* Data lines:
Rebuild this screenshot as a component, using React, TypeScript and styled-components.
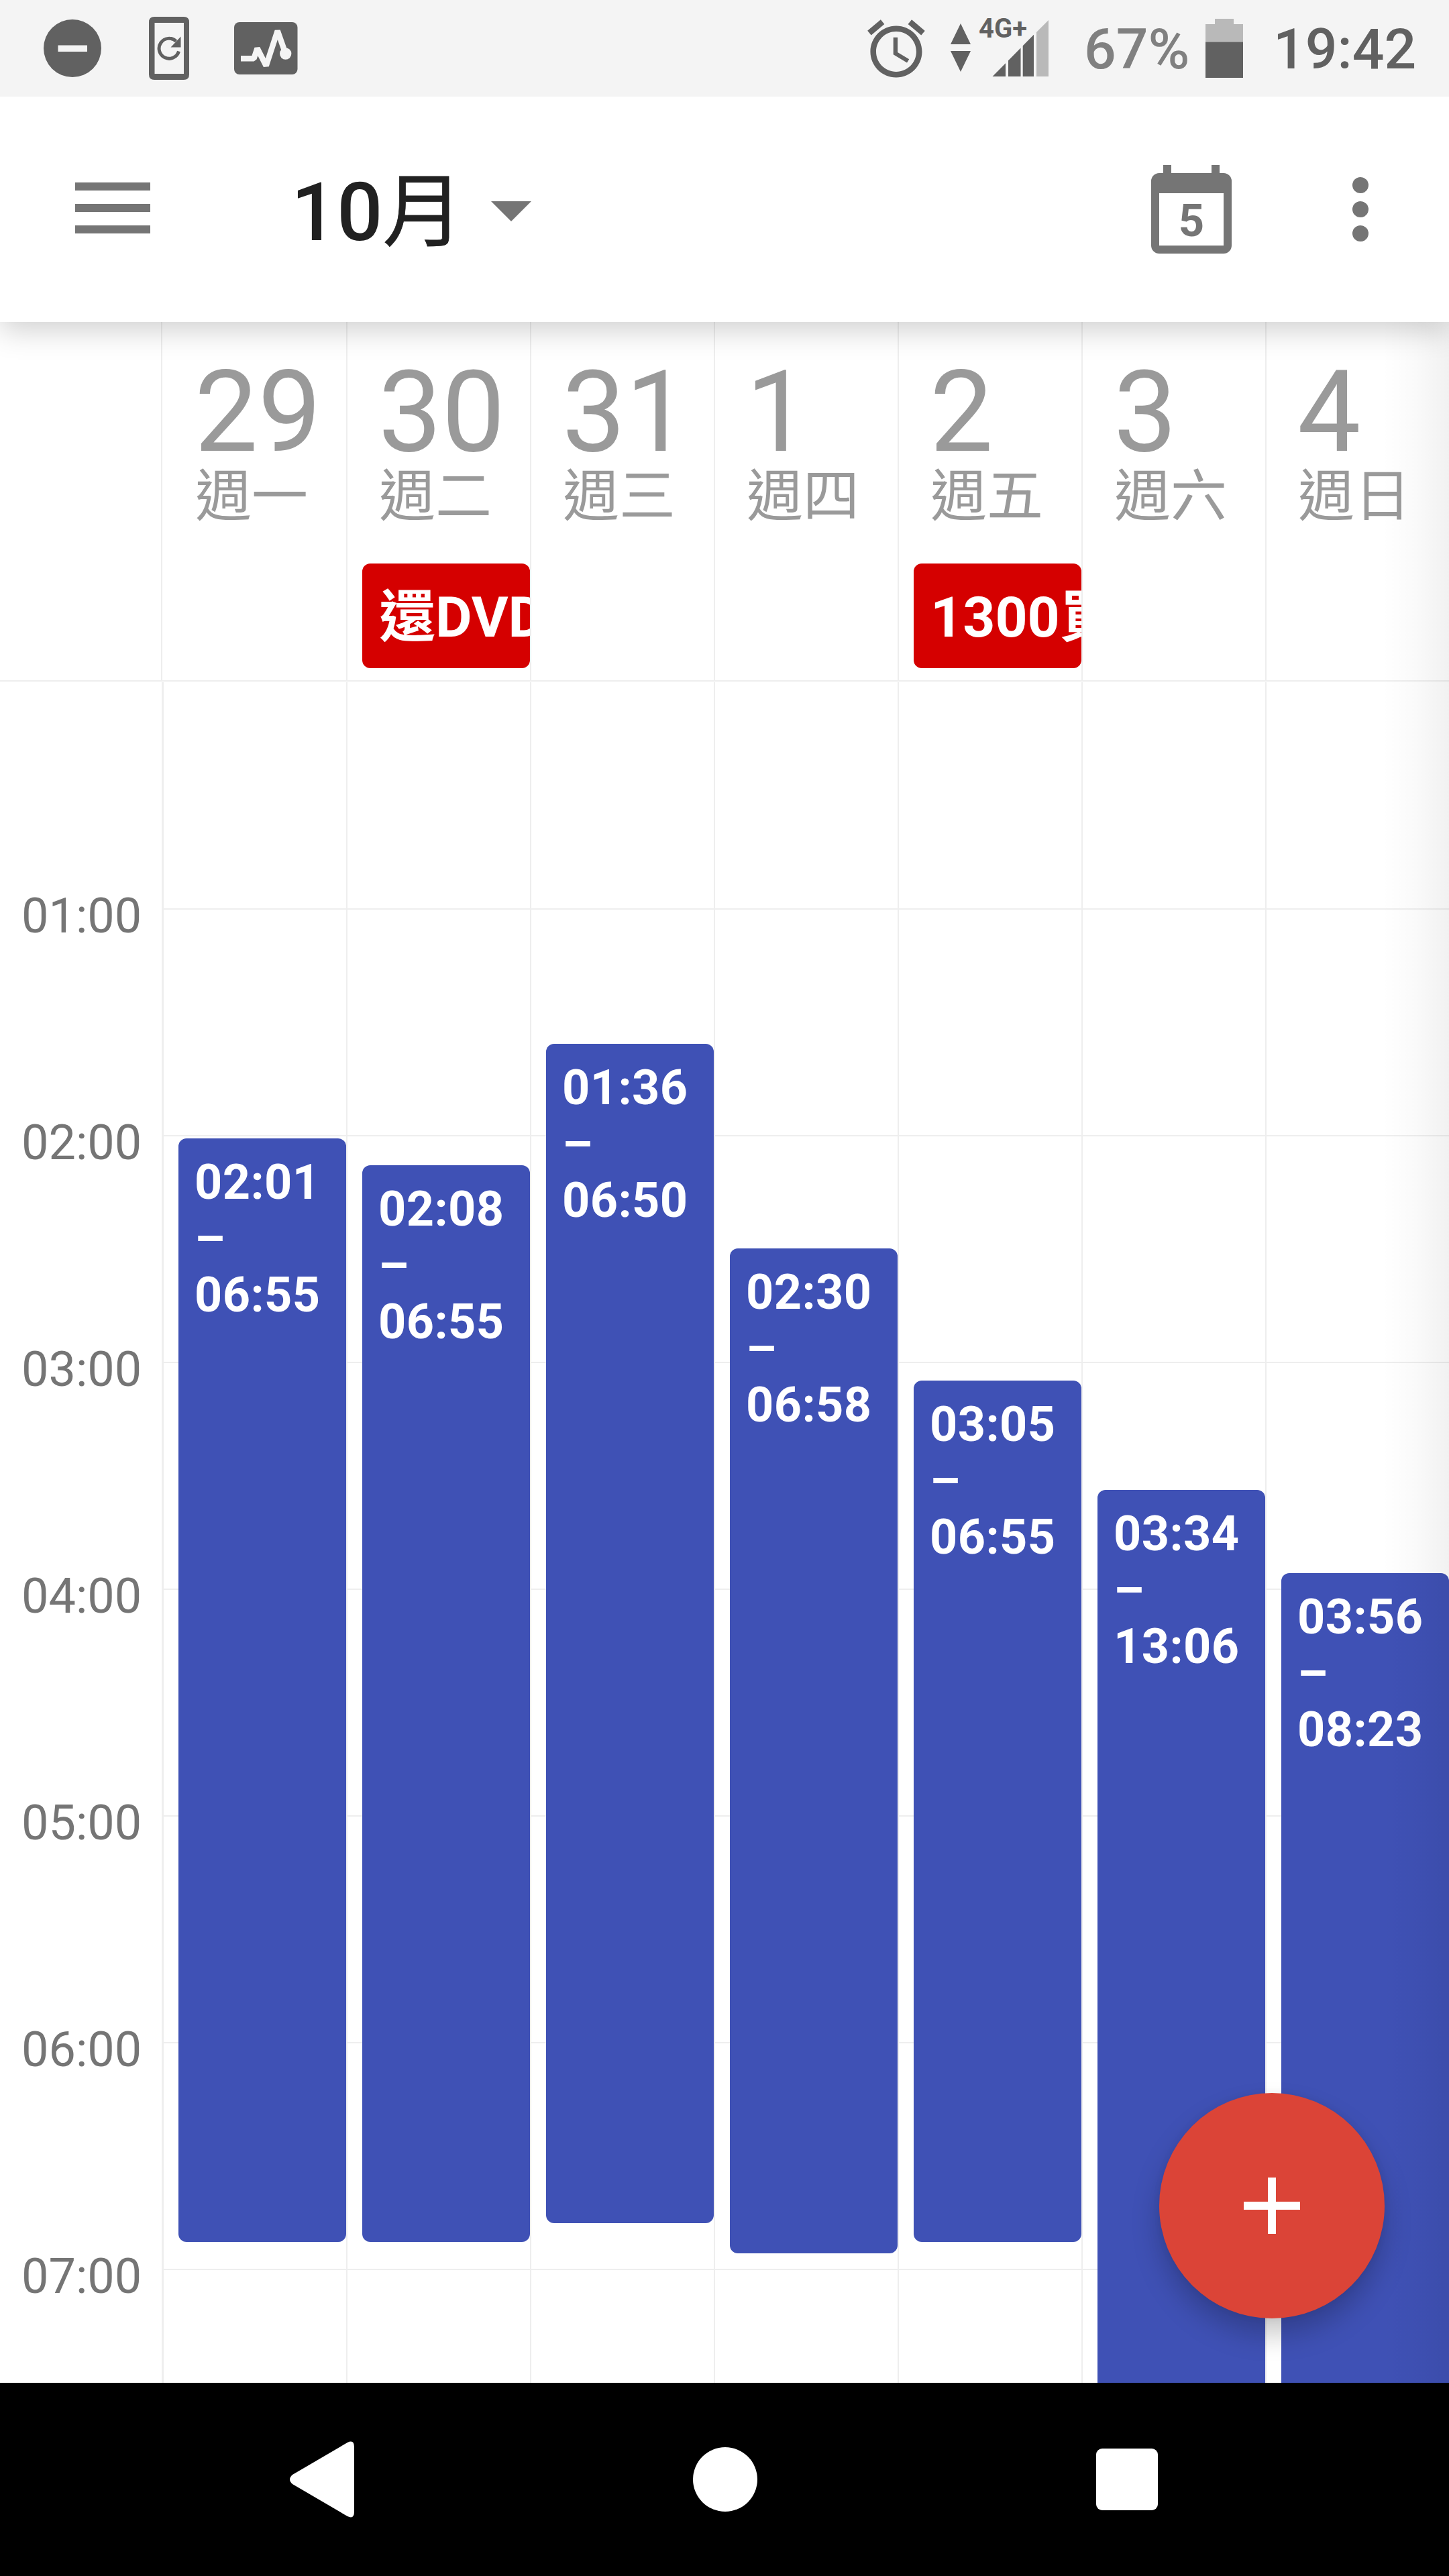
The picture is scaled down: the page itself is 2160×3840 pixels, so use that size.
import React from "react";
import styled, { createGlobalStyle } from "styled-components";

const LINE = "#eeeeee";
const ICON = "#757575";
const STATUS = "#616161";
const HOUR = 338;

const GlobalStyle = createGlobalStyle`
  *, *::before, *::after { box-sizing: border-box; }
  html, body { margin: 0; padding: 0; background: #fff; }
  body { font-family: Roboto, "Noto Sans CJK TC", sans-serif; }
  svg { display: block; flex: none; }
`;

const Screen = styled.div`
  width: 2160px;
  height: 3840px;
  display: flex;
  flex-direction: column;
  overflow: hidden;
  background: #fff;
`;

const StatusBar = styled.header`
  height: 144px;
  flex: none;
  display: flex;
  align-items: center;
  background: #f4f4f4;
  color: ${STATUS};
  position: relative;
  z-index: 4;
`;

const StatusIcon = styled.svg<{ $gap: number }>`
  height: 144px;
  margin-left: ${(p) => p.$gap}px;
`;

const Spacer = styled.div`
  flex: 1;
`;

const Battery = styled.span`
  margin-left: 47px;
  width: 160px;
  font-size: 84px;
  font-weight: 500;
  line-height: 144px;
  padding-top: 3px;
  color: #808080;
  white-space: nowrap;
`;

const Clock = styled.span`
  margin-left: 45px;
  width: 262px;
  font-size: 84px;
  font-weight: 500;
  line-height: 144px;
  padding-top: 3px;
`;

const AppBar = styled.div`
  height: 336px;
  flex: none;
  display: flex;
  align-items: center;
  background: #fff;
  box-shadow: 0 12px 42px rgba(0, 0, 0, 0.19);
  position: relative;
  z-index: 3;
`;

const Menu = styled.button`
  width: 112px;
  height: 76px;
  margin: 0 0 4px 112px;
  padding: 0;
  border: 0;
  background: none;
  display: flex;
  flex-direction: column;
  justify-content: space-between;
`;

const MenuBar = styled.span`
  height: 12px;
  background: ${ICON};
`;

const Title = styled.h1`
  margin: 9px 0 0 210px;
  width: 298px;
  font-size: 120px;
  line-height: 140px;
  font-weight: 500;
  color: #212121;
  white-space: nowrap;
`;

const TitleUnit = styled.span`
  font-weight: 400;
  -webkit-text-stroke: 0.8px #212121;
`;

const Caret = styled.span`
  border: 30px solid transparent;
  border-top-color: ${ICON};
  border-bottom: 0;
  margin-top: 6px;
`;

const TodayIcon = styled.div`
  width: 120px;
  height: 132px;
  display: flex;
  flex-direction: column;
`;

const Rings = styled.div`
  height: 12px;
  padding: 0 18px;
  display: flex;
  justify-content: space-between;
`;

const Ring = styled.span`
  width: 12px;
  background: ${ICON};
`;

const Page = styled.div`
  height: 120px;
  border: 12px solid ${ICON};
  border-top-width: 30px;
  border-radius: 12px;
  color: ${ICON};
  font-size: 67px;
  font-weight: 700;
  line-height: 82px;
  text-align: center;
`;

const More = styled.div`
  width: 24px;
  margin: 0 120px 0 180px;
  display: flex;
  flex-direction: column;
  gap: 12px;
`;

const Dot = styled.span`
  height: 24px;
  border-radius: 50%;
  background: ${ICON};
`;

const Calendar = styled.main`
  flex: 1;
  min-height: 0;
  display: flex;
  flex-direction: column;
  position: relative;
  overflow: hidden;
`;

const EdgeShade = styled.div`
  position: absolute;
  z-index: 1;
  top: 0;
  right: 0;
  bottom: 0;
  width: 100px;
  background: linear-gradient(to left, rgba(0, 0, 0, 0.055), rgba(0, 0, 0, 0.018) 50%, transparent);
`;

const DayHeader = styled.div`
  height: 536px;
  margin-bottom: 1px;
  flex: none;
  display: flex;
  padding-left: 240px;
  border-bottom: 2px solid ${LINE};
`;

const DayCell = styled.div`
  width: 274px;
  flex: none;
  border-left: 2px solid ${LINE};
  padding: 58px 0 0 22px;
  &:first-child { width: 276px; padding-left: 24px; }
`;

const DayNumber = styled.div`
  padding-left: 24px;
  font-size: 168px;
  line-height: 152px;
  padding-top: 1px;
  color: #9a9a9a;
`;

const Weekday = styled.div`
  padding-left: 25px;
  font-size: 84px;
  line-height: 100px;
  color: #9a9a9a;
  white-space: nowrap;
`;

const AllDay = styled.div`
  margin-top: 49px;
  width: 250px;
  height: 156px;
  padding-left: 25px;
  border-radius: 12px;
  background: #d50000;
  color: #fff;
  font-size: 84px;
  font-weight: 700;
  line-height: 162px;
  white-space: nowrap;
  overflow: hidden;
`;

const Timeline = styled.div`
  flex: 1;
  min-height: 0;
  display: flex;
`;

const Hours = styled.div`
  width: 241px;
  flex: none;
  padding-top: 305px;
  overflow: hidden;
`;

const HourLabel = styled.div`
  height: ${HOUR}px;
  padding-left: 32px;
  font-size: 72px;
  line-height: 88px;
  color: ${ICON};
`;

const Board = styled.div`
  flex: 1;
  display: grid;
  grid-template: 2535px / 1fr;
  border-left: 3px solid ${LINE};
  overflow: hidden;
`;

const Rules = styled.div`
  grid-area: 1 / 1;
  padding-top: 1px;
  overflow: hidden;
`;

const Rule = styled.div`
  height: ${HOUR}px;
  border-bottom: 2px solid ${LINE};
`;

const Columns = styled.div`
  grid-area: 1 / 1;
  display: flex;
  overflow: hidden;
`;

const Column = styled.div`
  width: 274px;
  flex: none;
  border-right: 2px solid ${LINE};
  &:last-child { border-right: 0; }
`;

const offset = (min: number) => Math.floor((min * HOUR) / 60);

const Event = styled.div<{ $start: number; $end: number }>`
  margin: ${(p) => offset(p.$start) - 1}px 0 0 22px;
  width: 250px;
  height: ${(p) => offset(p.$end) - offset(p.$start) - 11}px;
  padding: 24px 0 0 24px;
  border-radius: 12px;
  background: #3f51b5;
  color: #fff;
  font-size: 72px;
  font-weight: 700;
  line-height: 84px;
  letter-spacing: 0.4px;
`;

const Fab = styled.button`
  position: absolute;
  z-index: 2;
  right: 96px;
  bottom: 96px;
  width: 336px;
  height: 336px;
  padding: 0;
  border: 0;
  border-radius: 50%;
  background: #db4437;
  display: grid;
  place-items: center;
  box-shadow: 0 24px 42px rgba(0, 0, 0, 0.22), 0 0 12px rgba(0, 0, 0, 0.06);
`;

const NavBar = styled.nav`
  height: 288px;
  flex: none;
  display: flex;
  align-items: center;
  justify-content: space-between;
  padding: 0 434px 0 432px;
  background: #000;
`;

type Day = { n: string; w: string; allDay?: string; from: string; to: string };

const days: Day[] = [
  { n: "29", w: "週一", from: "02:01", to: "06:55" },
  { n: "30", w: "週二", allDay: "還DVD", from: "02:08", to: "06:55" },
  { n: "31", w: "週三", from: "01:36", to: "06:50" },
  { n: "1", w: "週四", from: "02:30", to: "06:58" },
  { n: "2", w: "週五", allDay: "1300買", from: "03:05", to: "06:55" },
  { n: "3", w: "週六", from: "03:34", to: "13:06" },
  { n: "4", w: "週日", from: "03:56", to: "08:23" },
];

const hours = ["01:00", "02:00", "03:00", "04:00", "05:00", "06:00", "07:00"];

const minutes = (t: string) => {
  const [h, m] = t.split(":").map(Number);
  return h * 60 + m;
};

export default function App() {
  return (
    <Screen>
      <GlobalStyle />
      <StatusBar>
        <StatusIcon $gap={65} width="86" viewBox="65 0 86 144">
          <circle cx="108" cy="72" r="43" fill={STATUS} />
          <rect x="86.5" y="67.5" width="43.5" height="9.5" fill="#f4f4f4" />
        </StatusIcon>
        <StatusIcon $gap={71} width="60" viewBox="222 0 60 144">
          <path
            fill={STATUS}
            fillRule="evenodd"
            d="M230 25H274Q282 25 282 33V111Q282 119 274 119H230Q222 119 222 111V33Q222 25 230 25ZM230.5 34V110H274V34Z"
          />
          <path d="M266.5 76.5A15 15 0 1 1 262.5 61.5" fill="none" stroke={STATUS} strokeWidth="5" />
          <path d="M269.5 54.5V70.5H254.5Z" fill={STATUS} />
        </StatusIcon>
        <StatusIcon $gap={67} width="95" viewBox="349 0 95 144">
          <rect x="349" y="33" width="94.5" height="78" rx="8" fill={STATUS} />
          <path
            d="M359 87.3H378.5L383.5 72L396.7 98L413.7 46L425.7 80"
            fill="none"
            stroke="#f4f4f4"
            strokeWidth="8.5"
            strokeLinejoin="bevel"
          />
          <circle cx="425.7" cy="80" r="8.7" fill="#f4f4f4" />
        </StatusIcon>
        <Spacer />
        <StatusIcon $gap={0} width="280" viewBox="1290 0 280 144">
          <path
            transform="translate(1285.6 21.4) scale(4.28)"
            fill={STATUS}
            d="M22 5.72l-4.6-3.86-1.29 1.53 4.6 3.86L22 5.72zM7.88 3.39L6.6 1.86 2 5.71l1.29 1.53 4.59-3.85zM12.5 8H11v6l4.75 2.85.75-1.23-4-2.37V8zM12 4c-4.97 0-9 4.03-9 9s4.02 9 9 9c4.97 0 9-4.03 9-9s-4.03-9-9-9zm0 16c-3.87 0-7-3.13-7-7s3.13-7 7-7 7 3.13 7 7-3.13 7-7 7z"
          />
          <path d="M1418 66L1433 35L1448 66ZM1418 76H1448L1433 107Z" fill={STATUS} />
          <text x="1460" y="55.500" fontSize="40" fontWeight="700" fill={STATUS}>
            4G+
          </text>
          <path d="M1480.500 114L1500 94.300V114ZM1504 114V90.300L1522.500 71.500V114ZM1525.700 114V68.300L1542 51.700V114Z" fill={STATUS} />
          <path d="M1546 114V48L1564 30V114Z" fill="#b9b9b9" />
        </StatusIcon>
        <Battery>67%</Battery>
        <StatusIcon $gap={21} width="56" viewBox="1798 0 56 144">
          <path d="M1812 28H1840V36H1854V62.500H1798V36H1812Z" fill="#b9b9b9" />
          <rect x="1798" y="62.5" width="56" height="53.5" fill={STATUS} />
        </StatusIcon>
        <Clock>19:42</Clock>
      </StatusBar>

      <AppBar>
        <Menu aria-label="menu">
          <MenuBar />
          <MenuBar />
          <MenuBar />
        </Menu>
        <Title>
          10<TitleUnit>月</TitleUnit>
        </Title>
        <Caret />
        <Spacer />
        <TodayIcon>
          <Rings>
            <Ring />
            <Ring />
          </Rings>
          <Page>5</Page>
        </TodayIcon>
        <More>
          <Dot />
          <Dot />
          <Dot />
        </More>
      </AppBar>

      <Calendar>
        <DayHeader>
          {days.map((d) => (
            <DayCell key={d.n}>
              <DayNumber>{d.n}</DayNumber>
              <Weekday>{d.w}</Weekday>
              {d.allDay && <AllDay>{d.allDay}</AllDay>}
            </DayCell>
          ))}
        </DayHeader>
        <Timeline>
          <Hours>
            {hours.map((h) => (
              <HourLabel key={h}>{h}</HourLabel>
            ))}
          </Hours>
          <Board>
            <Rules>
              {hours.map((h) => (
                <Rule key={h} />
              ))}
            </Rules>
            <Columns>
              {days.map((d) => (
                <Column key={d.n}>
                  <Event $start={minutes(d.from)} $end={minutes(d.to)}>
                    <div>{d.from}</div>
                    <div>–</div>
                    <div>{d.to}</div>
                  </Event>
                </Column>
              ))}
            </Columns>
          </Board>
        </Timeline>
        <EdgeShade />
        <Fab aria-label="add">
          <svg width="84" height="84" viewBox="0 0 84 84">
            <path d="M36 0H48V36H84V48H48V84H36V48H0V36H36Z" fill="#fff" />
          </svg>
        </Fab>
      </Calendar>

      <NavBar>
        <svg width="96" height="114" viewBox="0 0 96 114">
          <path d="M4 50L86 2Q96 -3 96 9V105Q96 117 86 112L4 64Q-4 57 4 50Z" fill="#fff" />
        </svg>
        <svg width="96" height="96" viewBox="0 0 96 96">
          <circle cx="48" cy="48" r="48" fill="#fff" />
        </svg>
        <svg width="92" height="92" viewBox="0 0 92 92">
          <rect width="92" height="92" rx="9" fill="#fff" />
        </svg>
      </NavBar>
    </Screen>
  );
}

* To do: Emit the lines of the material exactly, from its first line to the line containing "const HOUR = 338;", inclusive; leave every picture out.

* Response to the task:
Rebuild this screenshot as a component, using React, TypeScript and styled-components.
The picture is scaled down: the page itself is 2160×3840 pixels, so use that size.
import React from "react";
import styled, { createGlobalStyle } from "styled-components";

const LINE = "#eeeeee";
const ICON = "#757575";
const STATUS = "#616161";
const HOUR = 338;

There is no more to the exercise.